Earlier this year, scholar and activist Rachel Zellars (who, for full disclosure, is a friend of the author of this piece) started a petition calling for the word “nigger” to be removed from 11 places names in Quebec. The media frenzy and responses that followed highlighted a number of things about Québecois racism, including the lack of archival research or general understanding on the topic, leading one mayor to claim that “Nigger Rapids” was named to honour a Black couple who had drowned there in 1912. This article— in French— by Zellars and Dr. Bruno Cornellier, highlights the need for Black Studies in Québec, while this article by Zellars links the issue of the place names to a long history of racism in the province.

Quebec, as some of our readers may be familiar with, both has a history of using blackface, plus a history of denying that it’s racist and then going in on the people who called it racist in the first place. That history is laid out here, and here, by the extraordinary Nydia Dauphin.

Dresden, Ontario is known for it’s particular, if not unique, history of segregation— one intensified by it being a point of arrival for Black folks coming from the US. This radio documentary (in French) and this short film (in English) lay out some of that history.

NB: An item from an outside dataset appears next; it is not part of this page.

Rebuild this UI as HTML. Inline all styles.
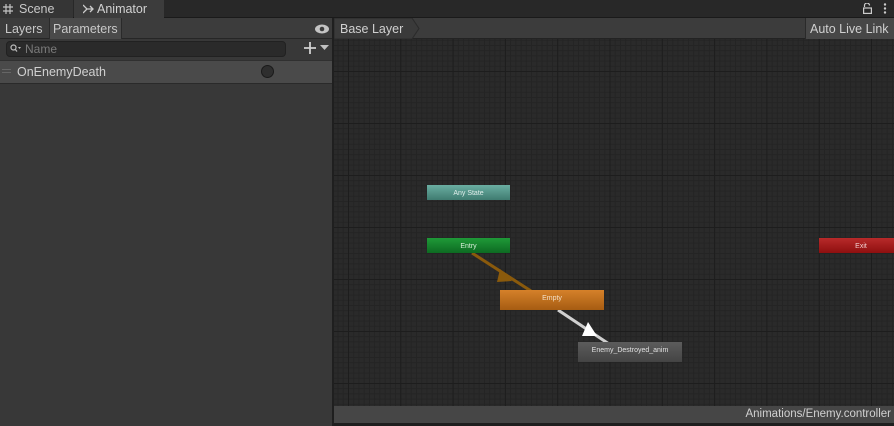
<!DOCTYPE html>
<html><head><style>
*{margin:0;padding:0;box-sizing:border-box}
body{width:894px;height:426px;background:#191919;font-family:"Liberation Sans",sans-serif;color:#c4c4c4;position:relative;overflow:hidden;font-size:12px}
.abs{position:absolute;white-space:nowrap}
</style></head><body>
<div class="abs" style="left:0;top:0;width:894px;height:18px;background:#282828;border-bottom:1px solid #1a1a1a"></div>
<div class="abs" style="left:0;top:0;width:73px;height:18px;background:#353535;"></div>
<svg class="abs" style="left:3px;top:4px" width="10" height="10"><path d="M3 0V10M7 0V10M0 3H10M0 7H10" stroke="#c4c4c4" stroke-width="1.2"/></svg>
<div class="abs" style="left:19px;top:2px;font-size:12.5px;color:#c8c8c8">Scene</div>
<div class="abs" style="left:74px;top:0;width:90px;height:18px;background:#3c3c3c"></div>
<svg class="abs" style="left:83px;top:4px" width="11" height="10"><path d="M0 1L4 5L0 9M4 5H10M7 2L10 5L7 8" stroke="#ccc" stroke-width="1.3" fill="none"/></svg>
<div class="abs" style="left:97px;top:2px;font-size:12.5px;color:#d2d2d2">Animator</div>
<svg class="abs" style="left:863px;top:3px" width="9" height="11"><path d="M1.5 4V2.5A2.5 2.5 0 0 1 6.5 2.5" stroke="#ccc" stroke-width="1.2" fill="none"/><rect x="0.6" y="5" width="7.8" height="5.4" stroke="#ccc" stroke-width="1.2" fill="none"/></svg>
<svg class="abs" style="left:883px;top:3px" width="4" height="12"><circle cx="2" cy="1.5" r="1.2" fill="#ccc"/><circle cx="2" cy="5.5" r="1.2" fill="#ccc"/><circle cx="2" cy="9.5" r="1.2" fill="#ccc"/></svg>
<div class="abs" style="left:0;top:18px;width:333px;height:408px;background:#383838"></div>
<div class="abs" style="left:0;top:18px;width:333px;height:21px;background:#3c3c3c;border-bottom:1px solid #262626"></div>
<div class="abs" style="left:5px;top:22px;font-size:12.5px;color:#c8c8c8">Layers</div>
<div class="abs" style="left:49px;top:18px;width:73px;height:21px;background:#4a4a4a;border-left:1px solid #2a2a2a;border-right:1px solid #2a2a2a"></div>
<div class="abs" style="left:53px;top:22px;font-size:12.5px;color:#c8c8c8">Parameters</div>
<svg class="abs" style="left:314px;top:23px" width="16" height="12"><ellipse cx="8" cy="6" rx="7" ry="4.5" fill="#c4c4c4"/><circle cx="8" cy="6" r="2.3" fill="#3c3c3c"/></svg>
<div class="abs" style="left:6px;top:41px;width:280px;height:16px;background:#2a2a2a;border:1px solid #212121;border-radius:4px"></div>
<svg class="abs" style="left:10px;top:44px" width="12" height="9"><circle cx="3.5" cy="3.5" r="2.5" stroke="#bbb" stroke-width="1.2" fill="none"/><path d="M5 5L7 7.5" stroke="#bbb" stroke-width="1.3"/><path d="M8 3H11L9.5 5Z" fill="#bbb"/></svg>
<div class="abs" style="left:25px;top:42px;font-size:12px;color:#7a7a7a">Name</div>
<svg class="abs" style="left:304px;top:42px" width="12" height="12"><path d="M6 0V12M0 6H12" stroke="#d0d0d0" stroke-width="1.8"/></svg>
<svg class="abs" style="left:320px;top:45px" width="9" height="6"><path d="M0 0H9L4.5 5Z" fill="#c0c0c0"/></svg>
<div class="abs" style="left:0;top:60px;width:333px;height:24px;background:#4a4a4a;border-top:1px solid #303030;border-bottom:1px solid #2a2a2a"></div>
<div class="abs" style="left:2px;top:69px;width:9px;height:1px;background:#666"></div>
<div class="abs" style="left:2px;top:72px;width:9px;height:1px;background:#666"></div>
<div class="abs" style="left:17px;top:65px;font-size:12.5px;color:#d0d0d0">OnEnemyDeath</div>
<div class="abs" style="left:261px;top:65px;width:13px;height:13px;border-radius:50%;background:#2e2e2e;border:1px solid #1a1a1a"></div>
<div class="abs" style="left:332px;top:18px;width:2px;height:408px;background:#1f1f1f"></div>
<div class="abs" style="left:334px;top:18px;width:560px;height:21px;background:#3c3c3c;border-bottom:1px solid #232323"></div>
<svg class="abs" style="left:334px;top:18px" width="90" height="21"><polygon points="0,0 78,0 85,10.5 78,21 0,21" fill="#3a3a3a" stroke="#2a2a2a"/></svg>
<div class="abs" style="left:340px;top:22px;font-size:12.5px;color:#d0d0d0">Base Layer</div>
<div class="abs" style="left:805px;top:18px;width:89px;height:21px;background:#474747;border-left:1px solid #2a2a2a"></div>
<div class="abs" style="left:810px;top:22px;font-size:12.5px;color:#d0d0d0">Auto Live Link</div>
<svg class="abs" style="left:334px;top:39px" width="560" height="367">
<defs>
<pattern id="mn" width="5.23" height="5.2" patternUnits="userSpaceOnUse" x="14" y="32"><path d="M0 0.5H5.23M0.5 0V5.2" stroke="#242424" stroke-width="1" fill="none"/></pattern>
<pattern id="mj" width="52.3" height="52" patternUnits="userSpaceOnUse" x="14" y="32"><path d="M0 0.5H52.3M0.5 0V52" stroke="#1d1d1d" stroke-width="1" fill="none"/></pattern>
<linearGradient id="g1" x1="0" y1="0" x2="0" y2="1"><stop offset="0" stop-color="#6aaea2"/><stop offset="1" stop-color="#3f7b70"/></linearGradient>
<linearGradient id="g2" x1="0" y1="0" x2="0" y2="1"><stop offset="0" stop-color="#1f9a38"/><stop offset="1" stop-color="#0d6a22"/></linearGradient>
<linearGradient id="g3" x1="0" y1="0" x2="0" y2="1"><stop offset="0" stop-color="#d5812a"/><stop offset="1" stop-color="#a65c12"/></linearGradient>
<linearGradient id="g4" x1="0" y1="0" x2="0" y2="1"><stop offset="0" stop-color="#b82a2a"/><stop offset="1" stop-color="#8e0f0f"/></linearGradient>
<linearGradient id="g5" x1="0" y1="0" x2="0" y2="1"><stop offset="0" stop-color="#5c5c5c"/><stop offset="1" stop-color="#444"/></linearGradient>
</defs>
<rect width="560" height="367" fill="#2a2a2a"/>
<rect width="560" height="367" fill="url(#mn)"/>
<rect width="560" height="367" fill="url(#mj)"/>
<line x1="138" y1="214" x2="197" y2="252" stroke="#8a5a0c" stroke-width="3"/>
<polygon points="166,230 178,242 163,243" fill="#8a5a0c"/>
<line x1="224" y1="271" x2="275" y2="305" stroke="#d0d0d0" stroke-width="3"/>
<polygon points="254,283 263,297 248,297" fill="#fff"/>
<rect x="93" y="146" width="83" height="15" fill="url(#g1)"/>
<text x="134.5" y="156" font-size="7" fill="#e0eeea" text-anchor="middle" font-family="Liberation Sans">Any State</text>
<rect x="93" y="199" width="83" height="15" fill="url(#g2)"/>
<text x="134.5" y="209" font-size="7" fill="#d8efd8" text-anchor="middle" font-family="Liberation Sans">Entry</text>
<rect x="166" y="251" width="104" height="20" fill="url(#g3)"/>
<text x="218" y="261" font-size="7" fill="#f4e0c8" text-anchor="middle" font-family="Liberation Sans">Empty</text>
<rect x="244" y="303" width="104" height="20" fill="url(#g5)"/>
<text x="296" y="313" font-size="7" fill="#e0e0e0" text-anchor="middle" font-family="Liberation Sans">Enemy_Destroyed_anim</text>
<rect x="485" y="199" width="80" height="15" fill="url(#g4)"/>
<text x="527" y="209" font-size="7" fill="#f0d0d0" text-anchor="middle" font-family="Liberation Sans">Exit</text>
</svg>
<div class="abs" style="left:334px;top:406px;width:560px;height:17px;background:#464646"></div>
<div class="abs" style="right:3px;top:408px;font-size:11.5px;color:#d0d0d0">Animations/Enemy.controller</div>
<div class="abs" style="left:334px;top:423px;width:560px;height:3px;background:#1e1e1e"></div>
</body></html>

The Sir George Williams affair— otherwise known as the Concordia Computer Riot— is an incredibly important mark in Montreal’s history. A new documentary, out this year, uses new archival footage and interviews with the participants.

This series by CBC Canada, Being Black In Canada, covers a lot of ground— including a history of someone of Canada’s police killings of young Black people.

And lastly, though we haven’t read it yet, this new book, Viola Desmond’s Canada: A history of Blacks and Racial Segregation in the Promised Land, by Graham Reynolds, promises to be an important contribution.